The victim is a romantic figure in Western thought: Gandhi, resisting British imperialism; Mandela, enduring South African apartheid; Aung San Suu Kyi, surviving her house arrest in Burma. We admire victims who are weak in a material sense but have a spiritual strength that helps them to prevail.
One can trace this back to Christ, nailed to the cross, and to the saints the Church revered for centuries. Now, in a post-Christian age, we look for secular saints; people whose nobility and grace, even as they endure oppression and injustice, can inspire us. There are the heroic victims, such as Gandhi and Mandela, who resist victimisation and earn our esteem, and there are the tragic victims who never have the chance, and who inspire our pity and benevolence.
Yet the world rarely offers victims in pure forms and our attachment to the idea often inspires mistakes. The West hoped that the Syrian revolution was an uprising of victims against oppressors yet found the rebels were often Islamists and jihadists of a kind it had been fighting elsewhere in the Middle East. Refugees were allowed to leave the Arabic world for Europe yet some went on to commit acts of abuse and terrorism.
There are numerous historical examples of Western naivete being exploited by “victims” who turn out to be victimisers. The US opened its doors to Cubans exiled by Castro yet found itself the victim of a Floridian crime wave. Hundreds of refugees had been gangsters or thugs, and were soon in jail or being shipped back to Cuba. Americans rallied to the cause of the Mujahideen, envisaged as freedom fighters in Afghanistan, yet some of them went on to create the Taliban and Al Qaeda.
In a sense, of course, such people were victims. Castro was a cruel ideologue and the brutal Soviet puppets of Afghanistan tortured and killed thousands. Yet mankind is not divided between angels and demons. Cruelty can be inflicted on people who are cruel. The Muslim Brotherhood was persecuted viciously in Egypt, yet in power, few people would deny, they would be vicious too. We might think that their treatment is deplorable but that need not make them worthy of our esteem.
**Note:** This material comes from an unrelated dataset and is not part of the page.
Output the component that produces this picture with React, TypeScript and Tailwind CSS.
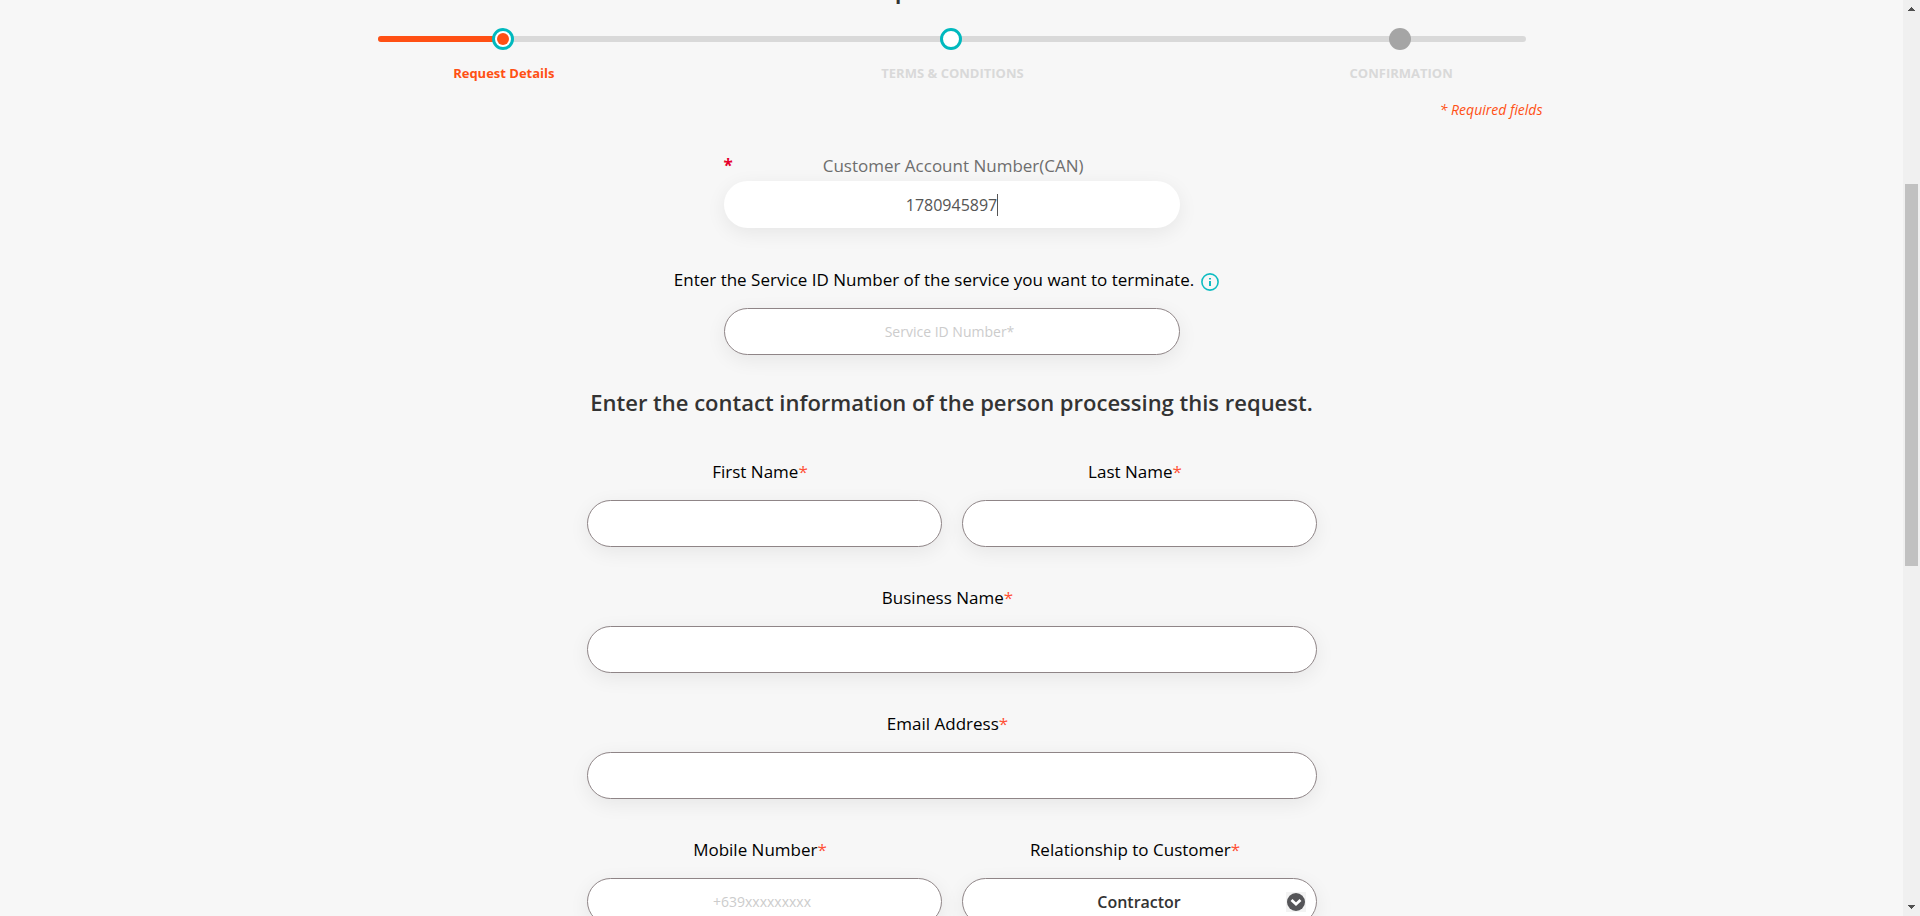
import { useState, type ReactNode } from 'react';

const inputBase =
  'block h-[47px] w-full rounded-[24px] bg-white px-6 text-center shadow-[0_5px_20px_rgba(0,0,0,0.07)] outline-none';
const inputBorder = 'border border-[#8f8587]';
const hintedInput = 'pr-7 pb-[2px] placeholder:text-sm placeholder:text-[#cccccc]';

function Field({ id, label, children }: { id: string; label: string; children: ReactNode }) {
  return (
    <div className="flex flex-col gap-4">
      <label htmlFor={id} className="pr-2 text-center leading-6 text-black">
        {label}
        <span className="text-[#ff5035]">*</span>
      </label>
      {children}
    </div>
  );
}

function TextField({ id, label, hint }: { id: string; label: string; hint?: string }) {
  return (
    <Field id={id} label={label}>
      <input id={id} type="text" placeholder={hint} className={`${inputBase} ${inputBorder} ${hintedInput} text-base text-[#555555]`} />
    </Field>
  );
}

function Stepper() {
  return (
    <nav aria-label="Progress" className="relative mx-auto w-full max-w-[1346px]">
      <div className="absolute inset-x-[99px] top-2 h-[6px] rounded-full bg-[#d9d9d9]">
        <div className="h-full w-[11%] rounded-full bg-[#ff5014]" />
      </div>
      <ol className="relative grid grid-cols-3 text-center text-[13px] leading-5 font-bold text-[#d9d9d9]">
        <li className="flex flex-col items-center gap-[13px] text-[#ff5014]">
          <span className="flex size-[22px] items-center justify-center rounded-full border-3 border-[#00b9be] bg-white">
            <span className="size-3 rounded-full bg-[#ff5014]" />
          </span>
          <span className="pl-[2px]">Request Details</span>
        </li>
        <li className="flex flex-col items-center gap-[13px]">
          <span className="size-[22px] rounded-full border-3 border-[#00b9be] bg-white" />
          <span className="pl-[2px]">TERMS &amp; CONDITIONS</span>
        </li>
        <li className="flex flex-col items-center gap-[13px]">
          <span className="size-[22px] rounded-full bg-[#a5a5a5]" />
          <span className="pl-[2px]">CONFIRMATION</span>
        </li>
      </ol>
    </nav>
  );
}

function Scrollbar() {
  return (
    <div className="flex w-[17px] shrink-0 flex-col items-center bg-[#f0f0f0]">
      <svg className="h-[17px] w-[17px] shrink-0" viewBox="0 0 17 17" shapeRendering="crispEdges">
        <path d="M5 11V10H6V9H7V8H8V7H9V8H10V9H11V10H12V11Z" fill="#505050" />
      </svg>
      <div className="flex w-full flex-1 flex-col items-center">
        <div className="h-[18.9%]" />
        <div className="h-[43.4%] w-[13px] bg-[#c1c1c1]" />
      </div>
      <svg className="h-[17px] w-[17px] shrink-0" viewBox="0 0 17 17" shapeRendering="crispEdges">
        <path d="M5 6V7H6V8H7V9H8V10H9V9H10V8H11V7H12V6Z" fill="#505050" />
      </svg>
    </div>
  );
}

export default function App() {
  const [can, setCan] = useState('1780945897');
  const [relationship, setRelationship] = useState('Contractor');

  return (
    <div className="flex h-screen overflow-hidden bg-[#f7f7f7] font-['Open_Sans','Noto_Sans',sans-serif] text-[17px]">
      <main className="min-w-0 flex-1 overflow-hidden">
        <header className="flex h-7 justify-center overflow-hidden">
          <h1 className="-mt-8 mr-[98px] text-[26px] leading-10 font-semibold text-[#333333]">p</h1>
        </header>

        <Stepper />

        <p className="mx-auto mt-[17px] w-full max-w-[1182px] text-right text-sm leading-5 text-[#ff5014] italic">
          * Required fields
        </p>

        <form className="mx-auto mt-[34px] w-full max-w-[730px]">
          <div className="mx-auto w-full max-w-[456px]">
            <label htmlFor="can" className="flex leading-6 text-[#6e6e6e]">
              <span className="font-bold text-[#e6002d]">*</span>
              <span className="flex-1 pr-[6px] text-center">Customer Account Number(CAN)</span>
            </label>
            <div className="relative mt-[3px]">
              <input
                id="can"
                type="text"
                value={can}
                onChange={(e) => setCan(e.target.value)}
                className={`${inputBase} text-base font-medium text-[#555555] caret-transparent`}
              />
              <span className="pointer-events-none absolute top-[13px] left-1/2 ml-[45px] h-[22px] w-px bg-[#555555]" />
            </div>
          </div>

          <div className="mt-[40px] flex items-center justify-center gap-[7px] pr-[10px] leading-6">
            <label htmlFor="service" className="text-black">
              Enter the Service ID Number of the service you want to terminate.
            </label>
            <button type="button" aria-label="Service ID help" className="pt-1">
              <svg className="size-[18px]" viewBox="0 0 18 18" fill="none">
                <circle cx="9" cy="9" r="8.1" stroke="#0fbcc2" strokeWidth="1.6" />
                <path d="M9 8V13" stroke="#0fbcc2" strokeWidth="2" />
                <path d="M9 5V6.6" stroke="#0fbcc2" strokeWidth="2" />
              </svg>
            </button>
          </div>
          <div className="mx-auto mt-4 w-full max-w-[456px]">
            <input
              id="service"
              type="text"
              placeholder="Service ID Number*"
              className={`${inputBase} ${inputBorder} ${hintedInput} text-base text-[#555555]`}
            />
          </div>

          <h2 className="mt-[31px] text-center text-[22px] leading-8 font-semibold whitespace-nowrap text-[#333333]">
            Enter the contact information of the person processing this request.
          </h2>

          <div className="mt-[42px] flex flex-col gap-[39px]">
            <div className="grid grid-cols-2 gap-5">
              <TextField id="first" label="First Name" />
              <TextField id="last" label="Last Name" />
            </div>
            <TextField id="business" label="Business Name" />
            <TextField id="email" label="Email Address" />
            <div className="grid grid-cols-2 gap-5">
              <TextField id="mobile" label="Mobile Number" hint="+639xxxxxxxxx" />
              <Field id="relationship" label="Relationship to Customer">
                <div className="relative">
                  <select
                    id="relationship"
                    value={relationship}
                    onChange={(e) => setRelationship(e.target.value)}
                    className={`${inputBase} ${inputBorder} appearance-none text-base font-semibold text-[#333333] [text-align-last:center]`}
                  >
                    <option>Contractor</option>
                  </select>
                  <svg className="pointer-events-none absolute top-[14px] right-[11px] size-5" viewBox="0 0 20 20" fill="none">
                    <rect width="20" height="20" fill="#f3f3f3" />
                    <circle cx="10" cy="10" r="9" fill="#555558" />
                    <path d="M5.5 8L10 12.2L14.5 8" stroke="#ffffff" strokeWidth="2.8" />
                  </svg>
                </div>
              </Field>
            </div>
          </div>
        </form>
      </main>
      <Scrollbar />
    </div>
  );
}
Idealising “victims” also blinds us to the discomfiting fact that oppression can make people not more but less righteous. Imagining the aftermath of World War Two, as millions of Hitler’s victims rejoiced in their liberation, we often forget the countless murders, rapes and public shamings that were inflicted on Germans and supposed collaborators. Even victims of the death camps could turn into oppressors. In his memoirs, Christopher Hitchens tells of his fascination with a Jewish man, David Szmulewski, who went on to be a colonel in MO, the “Citizen’s Militia”, which terrorised Poland in its communist years. This does not make their suffering any less real but it does remind us that endurance, wisdom and forgiveness are at least part admirable responses to suffering because it is so rare that people manifest them.
Even in more ambiguous cases, victim narratives can blind us to realities of our more than black and white world. Aung San Suu Kyi, an icon of human rights and liberalism, who was awarded the Nobel Peace Prize in 1991, has shocked Western admirers with her failure to oppose the oppression of Rohingya Muslims in Burma. The Economist has written, in religious terms, that her “halo has…slipped among foreign human-rights lobbyists”.
To defend the Rohingya, however, would be a great political risk. One might argue that Suu Kyi should take this risk but what this case illuminates is that it is less hard to seem noble, virtuous and courageous when you have no power and are merely the subject of oppression than when you have power and have to deal with the world and its complexities. It is patronising to expect our “victims” to be paragons of virtue and not compromised, conflicted and, of course, imperfect human being.
Sometimes, Westerners are almost comically disappointed when “victims” fail to conform with their romantic expectations. Lech Wałęsa, who founded the Solidarność movement, and Aleksandr Solzhenitsyn, author of The Gulag Archipelago, were perhaps the foremost icons of anti-communism in the 1970s and ’80s. Their less than politically correct opinions, however, about gays and Jews respectively, damaged their reputations. What is comical is not that Westerners disliked their opinions but that they were surprised a Polish Catholic and a Russian member of the Orthodox Church were not in tune with liberal Western norms. It reminded me of George Orwell commenting in “Reflections on Gandhi” that it had become fashionable to speak as if the Indian independence activist “[was] not only sympathetic to the Western Left-wing movement, but [was] integrally part of it…ignoring the other-worldly, anti-humanist tendency of his doctrines”.
Counseling scepticism towards “victims” need not entail cynicism. That we are not moral opposites does not imply that we are morally equivalent and there can be better and worse people without there being angels and demons. Nor should scepticism towards international crises make us callous in the face of suffering. There are people who endure real hardship and oppression, and sometimes we can take measures to defend or comfort them.
Yet we should be sceptical. We should restrain those romantic impulses that encourage us to see events as being matters of victims and oppressors, and account for local and historical circumstances before trying to frame events in moral terms. Moreover, we should avoid projecting our assumptions of what people should be onto what people are. At best this can be condescending. At worst it can be catastrophically delusional.